There has been discussion of building a natural gas pipeline from Norway to Sweden. Gassco formed a consortium of Norwegian and Swedish companies to consider the project, which would consist of a 780-MMcf/d system linking the Karsto processing terminal to western Sweden. In late 2006, Gassco planned to issue a tender for a feasibility study of the project. Poland has also expressed an interest in participating in the project, with the intend of building an extension fo the system to Poland. Such a development could help it reduce its dependency on Russian natural gas imports.
Natural Gas Exports
Norway exported 2.9 Tcf of natural gas in 2005, according to Statistics Norway. The country is the second-largest supplier of natural gas to the EU, behind Russia. The largest recipient of Norway’s natural gas exports in 2005 was Germany (900 Bcf), followed by France (560 Bcf) and the United Kingdom (550 Bcf).
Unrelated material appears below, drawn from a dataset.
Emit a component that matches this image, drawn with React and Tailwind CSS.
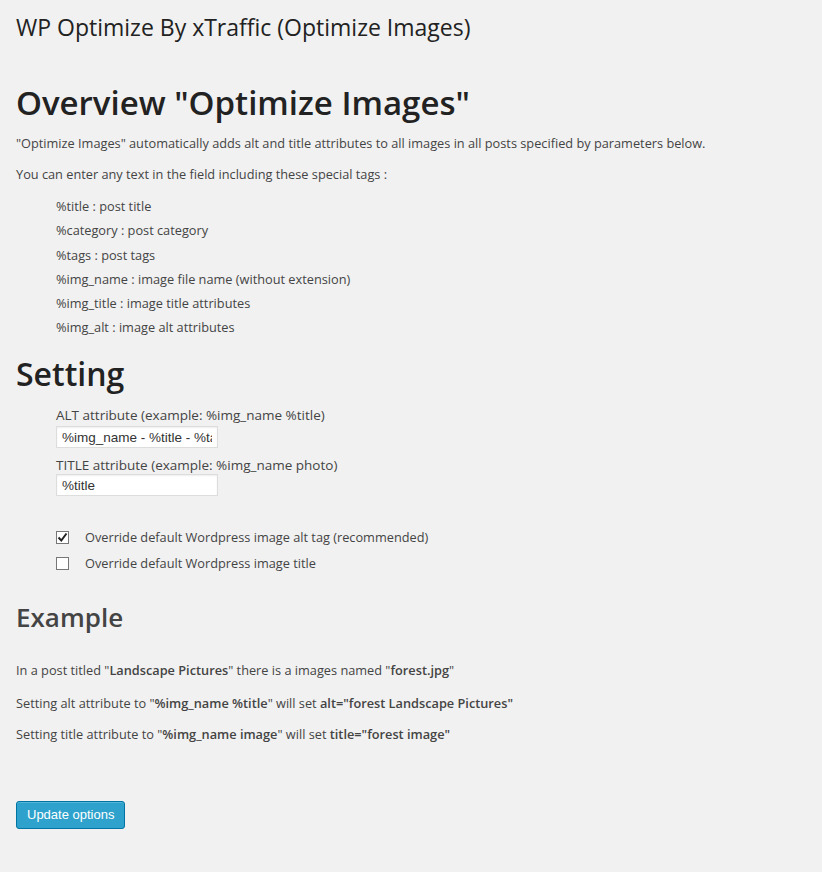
import React from "react";

export default function App() {
  const tags = [
    "%title : post title",
    "%category : post category",
    "%tags : post tags",
    "%img_name : image file name (without extension)",
    "%img_title : image title attributes",
    "%img_alt : image alt attributes",
  ];
  const arial = { fontFamily: '"Liberation Sans", Arial, sans-serif' };
  return (
    <div className="min-h-[872px] w-[822px] bg-[#f1f1f1] text-[#444] text-[12.75px] leading-[1.5]" style={{ fontFamily: '"Open Sans", sans-serif' }}>
      <div className="px-4 pt-[13px]">
        <h2 className="text-[23px] font-normal text-[#222] leading-[29px]">WP Optimize By xTraffic (Optimize Images)</h2>
        <h1 className="mt-[41px] text-[33px] font-semibold text-[#222] leading-[40px]">Overview "Optimize Images"</h1>
        <p className="mt-[11px]">"Optimize Images" automatically adds alt and title attributes to all images in all posts specified by parameters below.</p>
        <p className="mt-[12px]">You can enter any text in the field including these special tags :</p>
        <ul className="mt-[13px] pl-10">
          {tags.map((t) => (
            <li key={t} className="h-[24.2px]">{t}</li>
          ))}
        </ul>
        <h1 className="mt-[12px] text-[32px] font-semibold text-[#222] leading-[40px]">Setting</h1>
        <div className="pl-10 mt-[12px]">
          <div className="text-[13.5px] leading-[18px]">ALT attribute (example: %img_name %title)</div>
          <input
            readOnly
            value="%img_name - %title - %tags"
            className="mt-[2px] w-[162px] h-[22px] bg-white border border-[#ddd] px-[5px] text-[13.5px] text-[#333] outline-none shadow-[inset_0_1px_2px_rgba(0,0,0,0.07)]"
            style={arial}
          />
          <div className="mt-[8px] text-[13.5px] leading-[18px]">TITLE attribute (example: %img_name photo)</div>
          <input
            readOnly
            value="%title"
            className="mt-[0px] w-[162px] h-[22px] bg-white border border-[#ddd] px-[5px] text-[13.5px] text-[#333] outline-none shadow-[inset_0_1px_2px_rgba(0,0,0,0.07)]"
            style={arial}
          />
          <div className="mt-[31px] flex items-center gap-[16px] h-[20px] text-[12.75px]">
            <span className="w-[13px] h-[13px] border border-[#777] bg-white flex items-center justify-center">
              <svg width="11" height="11" viewBox="0 0 11 11">
                <path d="M1.5 5.5 L4.3 8.5 L9.5 1.5" stroke="#222" strokeWidth="2" fill="none" />
              </svg>
            </span>
            <span>Override default Wordpress image alt tag (recommended)</span>
          </div>
          <div className="mt-[6px] flex items-center gap-[16px] h-[20px]">
            <span className="w-[13px] h-[13px] border border-[#777] bg-white"></span>
            <span>Override default Wordpress image title</span>
          </div>
        </div>
        <h2 className="mt-[27px] text-[26px] font-semibold text-[#444] leading-[34px]">Example</h2>
        <p className="mt-[27px]">In a post titled "<b className="font-semibold">Landscape Pictures</b>" there is a images named "<b className="font-semibold">forest.jpg</b>"</p>
        <p className="mt-[13px]">Setting alt attribute to "<b className="font-semibold">%img_name %title</b>" will set <b className="font-semibold">alt="forest Landscape Pictures"</b></p>
        <p className="mt-[12px]">Setting title attribute to "<b className="font-semibold">%img_name image</b>" will set <b className="font-semibold">title="forest image"</b></p>
        <button className="mt-[57px] h-[28px] px-[10px] rounded-[3px] bg-[#2ea2cc] border border-[#0074a2] text-white text-[13px] shadow-[inset_0_1px_0_rgba(120,200,230,0.5)]" style={arial}>
          Update options
        </button>
      </div>
    </div>
  );
}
The non-EU destinations of Norway’s natural gas exports were Czech Republic (97 Bcf), Poland (17 Bcf), and Switzerland (2 Bcf).
Liquefied Natural Gas (LNG)
Norway has a collection of micro-LNG facilities, mostly used by domestic distributors with occasional exports to Sweden. One such plant in Tjeldergodden has a capacity of 11,800 tons per year (t/y), while another in Snurrevardenin has a capacity of 21,600 t/y. In late 2005, UK engineering firm Hamworthyhas received a tender to build a micro-LNG plant at Kollsnes, with a capacity of 82,3000 t/y.
On a much larger scale, Statoil plans to construct an LNG export terminal at Melkoya, near Hammerfest. The Melkoya facility, which will be the first, large-scale LNG export terminal in Europe, will consist of an anchored barge with pipeline connections to the Snohvit project. Statoil plans to have the the project online by the end of 2006, with an initial capacity of 4.1 million t/y and a potential expansion to 8.2 million t/y. Most of the output from the Melkoya facility has already been contracted to El Paso for delivery to the United States, with smaller amounts going to Iberdrola in Spain.